● **STATED PROBLEM**
Copy out each line exactly; pictures stay out of the copy.

● **MATERIAL**

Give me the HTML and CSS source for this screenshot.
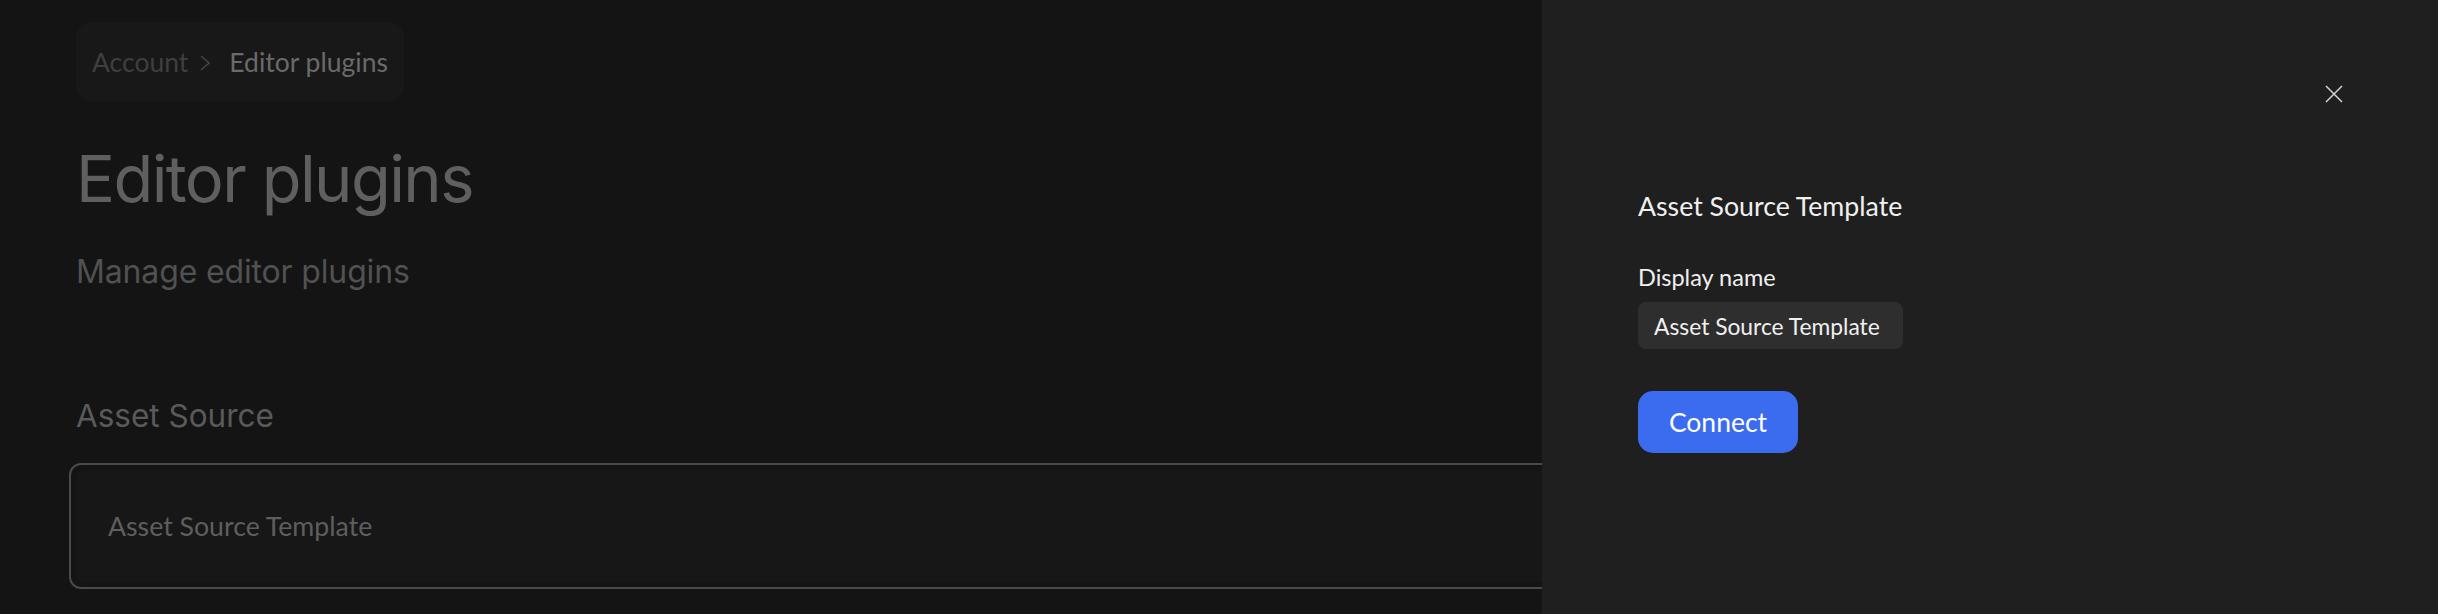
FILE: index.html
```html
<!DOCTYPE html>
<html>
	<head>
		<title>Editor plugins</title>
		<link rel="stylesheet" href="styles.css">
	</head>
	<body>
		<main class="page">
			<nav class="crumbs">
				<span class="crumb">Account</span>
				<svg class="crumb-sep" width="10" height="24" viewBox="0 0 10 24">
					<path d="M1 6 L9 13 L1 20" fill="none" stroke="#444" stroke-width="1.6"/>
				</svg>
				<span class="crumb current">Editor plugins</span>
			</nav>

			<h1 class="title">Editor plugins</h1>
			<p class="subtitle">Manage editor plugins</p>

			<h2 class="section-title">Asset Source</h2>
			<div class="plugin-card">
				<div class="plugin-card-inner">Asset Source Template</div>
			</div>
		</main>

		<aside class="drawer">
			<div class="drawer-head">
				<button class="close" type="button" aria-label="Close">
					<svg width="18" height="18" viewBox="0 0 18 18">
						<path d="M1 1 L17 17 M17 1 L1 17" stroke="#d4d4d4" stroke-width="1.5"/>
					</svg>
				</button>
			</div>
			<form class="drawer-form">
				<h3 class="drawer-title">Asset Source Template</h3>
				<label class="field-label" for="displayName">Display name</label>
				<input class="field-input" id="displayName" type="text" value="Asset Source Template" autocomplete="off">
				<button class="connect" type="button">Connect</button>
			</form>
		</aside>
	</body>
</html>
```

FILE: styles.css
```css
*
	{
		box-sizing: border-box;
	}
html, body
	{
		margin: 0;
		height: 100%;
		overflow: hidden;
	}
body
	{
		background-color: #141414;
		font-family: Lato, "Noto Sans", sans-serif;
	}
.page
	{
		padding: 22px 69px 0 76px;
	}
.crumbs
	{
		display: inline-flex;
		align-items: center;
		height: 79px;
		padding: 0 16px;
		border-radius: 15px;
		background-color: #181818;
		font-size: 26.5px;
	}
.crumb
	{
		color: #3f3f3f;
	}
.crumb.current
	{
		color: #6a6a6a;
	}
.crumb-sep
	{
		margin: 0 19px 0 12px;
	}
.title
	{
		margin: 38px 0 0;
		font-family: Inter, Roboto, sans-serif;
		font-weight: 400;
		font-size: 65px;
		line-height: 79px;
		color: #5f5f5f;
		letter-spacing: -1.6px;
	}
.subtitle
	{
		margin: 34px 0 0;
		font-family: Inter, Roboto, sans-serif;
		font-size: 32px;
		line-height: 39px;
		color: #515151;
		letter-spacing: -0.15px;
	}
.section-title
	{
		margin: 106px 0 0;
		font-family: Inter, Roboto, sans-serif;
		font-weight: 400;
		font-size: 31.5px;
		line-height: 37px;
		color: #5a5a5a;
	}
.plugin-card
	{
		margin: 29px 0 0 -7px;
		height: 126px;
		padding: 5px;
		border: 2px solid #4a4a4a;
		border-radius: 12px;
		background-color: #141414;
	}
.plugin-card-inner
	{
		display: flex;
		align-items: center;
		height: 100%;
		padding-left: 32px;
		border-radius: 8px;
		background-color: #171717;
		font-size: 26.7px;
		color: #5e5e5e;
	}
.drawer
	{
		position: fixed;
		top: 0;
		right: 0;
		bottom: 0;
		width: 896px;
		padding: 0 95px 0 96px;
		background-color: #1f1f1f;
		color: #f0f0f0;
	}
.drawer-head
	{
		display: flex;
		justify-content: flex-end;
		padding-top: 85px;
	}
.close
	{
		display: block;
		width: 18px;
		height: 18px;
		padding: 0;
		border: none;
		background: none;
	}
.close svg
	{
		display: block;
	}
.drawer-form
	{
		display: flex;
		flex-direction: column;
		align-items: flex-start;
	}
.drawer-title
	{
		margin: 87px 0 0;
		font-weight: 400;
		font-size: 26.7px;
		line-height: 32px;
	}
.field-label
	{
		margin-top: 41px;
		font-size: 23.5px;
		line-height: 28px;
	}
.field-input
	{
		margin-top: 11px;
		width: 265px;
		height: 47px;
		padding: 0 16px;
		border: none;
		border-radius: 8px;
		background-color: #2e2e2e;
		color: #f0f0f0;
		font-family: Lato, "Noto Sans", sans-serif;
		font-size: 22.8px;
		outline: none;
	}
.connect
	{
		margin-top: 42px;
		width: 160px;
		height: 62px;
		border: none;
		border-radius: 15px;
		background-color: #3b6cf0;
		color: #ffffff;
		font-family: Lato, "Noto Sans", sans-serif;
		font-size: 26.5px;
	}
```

● **TASK OUTPUT**
Give me the HTML and CSS source for this screenshot.
FILE: index.html
```html
<!DOCTYPE html>
<html>
	<head>
		<title>Editor plugins</title>
		<link rel="stylesheet" href="styles.css">
	</head>
	<body>
		<main class="page">
			<nav class="crumbs">
				<span class="crumb">Account</span>
				<svg class="crumb-sep" width="10" height="24" viewBox="0 0 10 24">
					<path d="M1 6 L9 13 L1 20" fill="none" stroke="#444" stroke-width="1.6"/>
				</svg>
				<span class="crumb current">Editor plugins</span>
			</nav>

			<h1 class="title">Editor plugins</h1>
			<p class="subtitle">Manage editor plugins</p>

			<h2 class="section-title">Asset Source</h2>
			<div class="plugin-card">
				<div class="plugin-card-inner">Asset Source Template</div>
			</div>
		</main>

		<aside class="drawer">
			<div class="drawer-head">
				<button class="close" type="button" aria-label="Close">
					<svg width="18" height="18" viewBox="0 0 18 18">
						<path d="M1 1 L17 17 M17 1 L1 17" stroke="#d4d4d4" stroke-width="1.5"/>
					</svg>
				</button>
			</div>
			<form class="drawer-form">
				<h3 class="drawer-title">Asset Source Template</h3>
				<label class="field-label" for="displayName">Display name</label>
				<input class="field-input" id="displayName" type="text" value="Asset Source Template" autocomplete="off">
				<button class="connect" type="button">Connect</button>
			</form>
		</aside>
	</body>
</html>
```

FILE: styles.css
```css
*
	{
		box-sizing: border-box;
	}
html, body
	{
		margin: 0;
		height: 100%;
		overflow: hidden;
	}
body
	{
		background-color: #141414;
		font-family: Lato, "Noto Sans", sans-serif;
	}
.page
	{
		padding: 22px 69px 0 76px;
	}
.crumbs
	{
		display: inline-flex;
		align-items: center;
		height: 79px;
		padding: 0 16px;
		border-radius: 15px;
		background-color: #181818;
		font-size: 26.5px;
	}
.crumb
	{
		color: #3f3f3f;
	}
.crumb.current
	{
		color: #6a6a6a;
	}
.crumb-sep
	{
		margin: 0 19px 0 12px;
	}
.title
	{
		margin: 38px 0 0;
		font-family: Inter, Roboto, sans-serif;
		font-weight: 400;
		font-size: 65px;
		line-height: 79px;
		color: #5f5f5f;
		letter-spacing: -1.6px;
	}
.subtitle
	{
		margin: 34px 0 0;
		font-family: Inter, Roboto, sans-serif;
		font-size: 32px;
		line-height: 39px;
		color: #515151;
		letter-spacing: -0.15px;
	}
.section-title
	{
		margin: 106px 0 0;
		font-family: Inter, Roboto, sans-serif;
		font-weight: 400;
		font-size: 31.5px;
		line-height: 37px;
		color: #5a5a5a;
	}
.plugin-card
	{
		margin: 29px 0 0 -7px;
		height: 126px;
		padding: 5px;
		border: 2px solid #4a4a4a;
		border-radius: 12px;
		background-color: #141414;
	}
.plugin-card-inner
	{
		display: flex;
		align-items: center;
		height: 100%;
		padding-left: 32px;
		border-radius: 8px;
		background-color: #171717;
		font-size: 26.7px;
		color: #5e5e5e;
	}
.drawer
	{
		position: fixed;
		top: 0;
		right: 0;
		bottom: 0;
		width: 896px;
		padding: 0 95px 0 96px;
		background-color: #1f1f1f;
		color: #f0f0f0;
	}
.drawer-head
	{
		display: flex;
		justify-content: flex-end;
		padding-top: 85px;
	}
.close
	{
		display: block;
		width: 18px;
		height: 18px;
		padding: 0;
		border: none;
		background: none;
	}
.close svg
	{
		display: block;
	}
.drawer-form
	{
		display: flex;
		flex-direction: column;
		align-items: flex-start;
	}
.drawer-title
	{
		margin: 87px 0 0;
		font-weight: 400;
		font-size: 26.7px;
		line-height: 32px;
	}
.field-label
	{
		margin-top: 41px;
		font-size: 23.5px;
		line-height: 28px;
	}
.field-input
	{
		margin-top: 11px;
		width: 265px;
		height: 47px;
		padding: 0 16px;
		border: none;
		border-radius: 8px;
		background-color: #2e2e2e;
		color: #f0f0f0;
		font-family: Lato, "Noto Sans", sans-serif;
		font-size: 22.8px;
		outline: none;
	}
.connect
	{
		margin-top: 42px;
		width: 160px;
		height: 62px;
		border: none;
		border-radius: 15px;
		background-color: #3b6cf0;
		color: #ffffff;
		font-family: Lato, "Noto Sans", sans-serif;
		font-size: 26.5px;
	}
```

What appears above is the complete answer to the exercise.